On an unrelated note, my 5th and 7th aunts were chatting with me about the lucrative nature of being a private tutor when I committed a faux pas.
I was sharing a story about tutoring the daughter from a wealthy family. They are rich, very much so, with a seaside condominium, a Sentosa bungalow and two shophouses. Paintings that cost around 400,000 USD hang against their living room walls.
Despite all their money, they are a unhappy family. The mum would often complain about her womanising husband to me, her daughter's private tutor. The poor girl would be so intensely embarrassed, to have the family's troubles aired in front of a stranger.
Once, there was a screaming marathon between the husband and wife, with the latter threatening divorce. The tuition proceeded with my student and I pretending that we couldn't hear the ruckus one wall away.
Wealth, cliched as it may sound, doesn't promise a carefree life enfolded in the warmth of loved ones.

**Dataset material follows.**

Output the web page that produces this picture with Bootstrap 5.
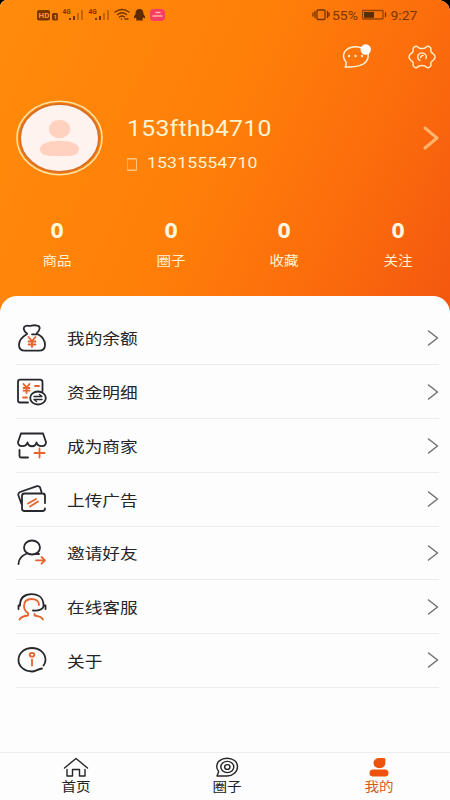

My two aunts were rather quiet. It was then that I realised it was a poor context to share that particular experience.
One aunt was the second wife. She had, in all fairness, been a mistress and caused a divorce herself.
Another has a lived-in mistress sharing the household, living with her husband and her, now.
The Chinese New Year festivities are opportunities for family members to meet, catch up and cause one another endless embarrassment. We really should be more tactful about what we say.